__SOURCE DATA__
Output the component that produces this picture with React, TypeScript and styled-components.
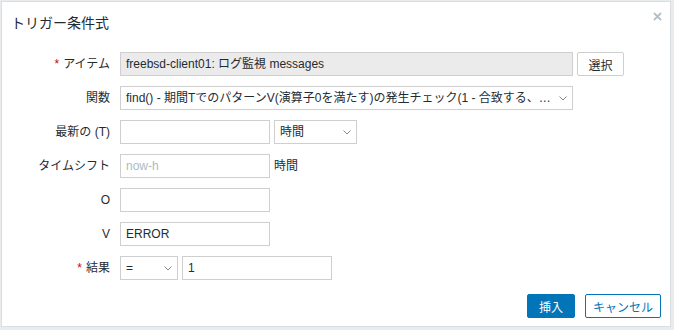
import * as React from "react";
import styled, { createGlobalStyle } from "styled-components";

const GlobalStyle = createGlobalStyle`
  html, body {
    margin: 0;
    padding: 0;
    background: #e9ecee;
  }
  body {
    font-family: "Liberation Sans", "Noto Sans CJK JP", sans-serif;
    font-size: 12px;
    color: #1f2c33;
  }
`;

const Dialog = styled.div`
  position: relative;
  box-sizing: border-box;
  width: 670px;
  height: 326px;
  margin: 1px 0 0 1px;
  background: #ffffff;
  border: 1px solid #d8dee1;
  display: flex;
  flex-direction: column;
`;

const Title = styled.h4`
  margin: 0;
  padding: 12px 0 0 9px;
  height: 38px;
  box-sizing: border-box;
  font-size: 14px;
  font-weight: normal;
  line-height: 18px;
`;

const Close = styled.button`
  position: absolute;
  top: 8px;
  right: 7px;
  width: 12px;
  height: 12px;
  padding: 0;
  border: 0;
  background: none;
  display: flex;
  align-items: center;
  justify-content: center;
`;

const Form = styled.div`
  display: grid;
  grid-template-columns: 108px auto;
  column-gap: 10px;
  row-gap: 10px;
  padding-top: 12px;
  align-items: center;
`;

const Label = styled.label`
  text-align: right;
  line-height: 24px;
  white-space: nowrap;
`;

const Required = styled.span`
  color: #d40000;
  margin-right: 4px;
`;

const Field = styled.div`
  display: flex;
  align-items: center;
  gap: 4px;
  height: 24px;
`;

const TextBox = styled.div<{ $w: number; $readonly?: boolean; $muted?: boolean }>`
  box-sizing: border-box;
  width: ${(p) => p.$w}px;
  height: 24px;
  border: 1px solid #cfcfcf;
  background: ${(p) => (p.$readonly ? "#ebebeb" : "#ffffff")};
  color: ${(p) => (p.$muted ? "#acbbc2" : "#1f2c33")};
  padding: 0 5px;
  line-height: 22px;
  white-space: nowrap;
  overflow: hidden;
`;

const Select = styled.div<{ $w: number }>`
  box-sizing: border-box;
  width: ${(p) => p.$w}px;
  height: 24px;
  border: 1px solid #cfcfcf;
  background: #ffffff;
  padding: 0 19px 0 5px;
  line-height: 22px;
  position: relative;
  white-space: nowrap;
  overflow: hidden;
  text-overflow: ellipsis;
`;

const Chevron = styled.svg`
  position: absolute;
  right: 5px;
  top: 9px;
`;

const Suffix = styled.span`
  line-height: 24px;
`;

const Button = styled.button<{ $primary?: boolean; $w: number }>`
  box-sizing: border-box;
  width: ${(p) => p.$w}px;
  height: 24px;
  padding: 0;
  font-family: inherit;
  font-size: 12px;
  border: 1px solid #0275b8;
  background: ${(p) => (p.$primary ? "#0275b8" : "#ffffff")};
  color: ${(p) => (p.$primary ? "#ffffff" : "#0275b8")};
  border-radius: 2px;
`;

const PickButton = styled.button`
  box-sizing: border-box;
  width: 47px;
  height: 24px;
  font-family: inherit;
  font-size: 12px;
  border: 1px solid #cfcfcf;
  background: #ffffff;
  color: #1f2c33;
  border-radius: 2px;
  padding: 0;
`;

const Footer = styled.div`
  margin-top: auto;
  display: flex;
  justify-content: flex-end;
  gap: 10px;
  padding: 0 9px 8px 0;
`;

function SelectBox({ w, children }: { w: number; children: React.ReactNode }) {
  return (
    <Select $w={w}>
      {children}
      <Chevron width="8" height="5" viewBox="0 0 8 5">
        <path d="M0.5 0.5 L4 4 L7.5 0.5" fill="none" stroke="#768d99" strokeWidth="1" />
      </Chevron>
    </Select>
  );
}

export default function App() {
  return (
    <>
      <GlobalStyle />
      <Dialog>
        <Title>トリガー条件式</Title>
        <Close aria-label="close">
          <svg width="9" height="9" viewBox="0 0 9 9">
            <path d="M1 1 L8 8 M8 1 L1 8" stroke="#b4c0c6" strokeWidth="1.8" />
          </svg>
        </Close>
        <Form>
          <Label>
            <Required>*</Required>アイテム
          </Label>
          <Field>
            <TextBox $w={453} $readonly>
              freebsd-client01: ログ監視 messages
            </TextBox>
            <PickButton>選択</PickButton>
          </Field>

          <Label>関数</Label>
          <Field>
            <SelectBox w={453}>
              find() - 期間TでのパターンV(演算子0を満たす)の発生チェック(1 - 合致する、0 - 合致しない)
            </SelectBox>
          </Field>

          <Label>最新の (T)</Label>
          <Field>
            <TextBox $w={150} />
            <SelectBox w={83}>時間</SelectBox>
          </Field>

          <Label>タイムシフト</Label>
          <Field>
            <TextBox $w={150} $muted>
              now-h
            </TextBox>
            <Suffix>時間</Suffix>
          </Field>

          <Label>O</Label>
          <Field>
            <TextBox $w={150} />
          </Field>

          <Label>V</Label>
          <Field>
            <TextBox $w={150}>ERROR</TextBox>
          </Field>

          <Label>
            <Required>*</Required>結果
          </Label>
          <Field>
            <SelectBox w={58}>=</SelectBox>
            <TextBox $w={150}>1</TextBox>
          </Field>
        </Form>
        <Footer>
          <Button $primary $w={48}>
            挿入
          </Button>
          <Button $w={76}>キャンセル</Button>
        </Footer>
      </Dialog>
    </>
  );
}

__EXERCISE DESCRIPTION__
Copy all the lines of data exactly as they appear, dropping any images.

__EXPECTED ANSWER__
Output the component that produces this picture with React, TypeScript and styled-components.
import * as React from "react";
import styled, { createGlobalStyle } from "styled-components";

const GlobalStyle = createGlobalStyle`
  html, body {
    margin: 0;
    padding: 0;
    background: #e9ecee;
  }
  body {
    font-family: "Liberation Sans", "Noto Sans CJK JP", sans-serif;
    font-size: 12px;
    color: #1f2c33;
  }
`;

const Dialog = styled.div`
  position: relative;
  box-sizing: border-box;
  width: 670px;
  height: 326px;
  margin: 1px 0 0 1px;
  background: #ffffff;
  border: 1px solid #d8dee1;
  display: flex;
  flex-direction: column;
`;

const Title = styled.h4`
  margin: 0;
  padding: 12px 0 0 9px;
  height: 38px;
  box-sizing: border-box;
  font-size: 14px;
  font-weight: normal;
  line-height: 18px;
`;

const Close = styled.button`
  position: absolute;
  top: 8px;
  right: 7px;
  width: 12px;
  height: 12px;
  padding: 0;
  border: 0;
  background: none;
  display: flex;
  align-items: center;
  justify-content: center;
`;

const Form = styled.div`
  display: grid;
  grid-template-columns: 108px auto;
  column-gap: 10px;
  row-gap: 10px;
  padding-top: 12px;
  align-items: center;
`;

const Label = styled.label`
  text-align: right;
  line-height: 24px;
  white-space: nowrap;
`;

const Required = styled.span`
  color: #d40000;
  margin-right: 4px;
`;

const Field = styled.div`
  display: flex;
  align-items: center;
  gap: 4px;
  height: 24px;
`;

const TextBox = styled.div<{ $w: number; $readonly?: boolean; $muted?: boolean }>`
  box-sizing: border-box;
  width: ${(p) => p.$w}px;
  height: 24px;
  border: 1px solid #cfcfcf;
  background: ${(p) => (p.$readonly ? "#ebebeb" : "#ffffff")};
  color: ${(p) => (p.$muted ? "#acbbc2" : "#1f2c33")};
  padding: 0 5px;
  line-height: 22px;
  white-space: nowrap;
  overflow: hidden;
`;

const Select = styled.div<{ $w: number }>`
  box-sizing: border-box;
  width: ${(p) => p.$w}px;
  height: 24px;
  border: 1px solid #cfcfcf;
  background: #ffffff;
  padding: 0 19px 0 5px;
  line-height: 22px;
  position: relative;
  white-space: nowrap;
  overflow: hidden;
  text-overflow: ellipsis;
`;

const Chevron = styled.svg`
  position: absolute;
  right: 5px;
  top: 9px;
`;

const Suffix = styled.span`
  line-height: 24px;
`;

const Button = styled.button<{ $primary?: boolean; $w: number }>`
  box-sizing: border-box;
  width: ${(p) => p.$w}px;
  height: 24px;
  padding: 0;
  font-family: inherit;
  font-size: 12px;
  border: 1px solid #0275b8;
  background: ${(p) => (p.$primary ? "#0275b8" : "#ffffff")};
  color: ${(p) => (p.$primary ? "#ffffff" : "#0275b8")};
  border-radius: 2px;
`;

const PickButton = styled.button`
  box-sizing: border-box;
  width: 47px;
  height: 24px;
  font-family: inherit;
  font-size: 12px;
  border: 1px solid #cfcfcf;
  background: #ffffff;
  color: #1f2c33;
  border-radius: 2px;
  padding: 0;
`;

const Footer = styled.div`
  margin-top: auto;
  display: flex;
  justify-content: flex-end;
  gap: 10px;
  padding: 0 9px 8px 0;
`;

function SelectBox({ w, children }: { w: number; children: React.ReactNode }) {
  return (
    <Select $w={w}>
      {children}
      <Chevron width="8" height="5" viewBox="0 0 8 5">
        <path d="M0.5 0.5 L4 4 L7.5 0.5" fill="none" stroke="#768d99" strokeWidth="1" />
      </Chevron>
    </Select>
  );
}

export default function App() {
  return (
    <>
      <GlobalStyle />
      <Dialog>
        <Title>トリガー条件式</Title>
        <Close aria-label="close">
          <svg width="9" height="9" viewBox="0 0 9 9">
            <path d="M1 1 L8 8 M8 1 L1 8" stroke="#b4c0c6" strokeWidth="1.8" />
          </svg>
        </Close>
        <Form>
          <Label>
            <Required>*</Required>アイテム
          </Label>
          <Field>
            <TextBox $w={453} $readonly>
              freebsd-client01: ログ監視 messages
            </TextBox>
            <PickButton>選択</PickButton>
          </Field>

          <Label>関数</Label>
          <Field>
            <SelectBox w={453}>
              find() - 期間TでのパターンV(演算子0を満たす)の発生チェック(1 - 合致する、0 - 合致しない)
            </SelectBox>
          </Field>

          <Label>最新の (T)</Label>
          <Field>
            <TextBox $w={150} />
            <SelectBox w={83}>時間</SelectBox>
          </Field>

          <Label>タイムシフト</Label>
          <Field>
            <TextBox $w={150} $muted>
              now-h
            </TextBox>
            <Suffix>時間</Suffix>
          </Field>

          <Label>O</Label>
          <Field>
            <TextBox $w={150} />
          </Field>

          <Label>V</Label>
          <Field>
            <TextBox $w={150}>ERROR</TextBox>
          </Field>

          <Label>
            <Required>*</Required>結果
          </Label>
          <Field>
            <SelectBox w={58}>=</SelectBox>
            <TextBox $w={150}>1</TextBox>
          </Field>
        </Form>
        <Footer>
          <Button $primary $w={48}>
            挿入
          </Button>
          <Button $w={76}>キャンセル</Button>
        </Footer>
      </Dialog>
    </>
  );
}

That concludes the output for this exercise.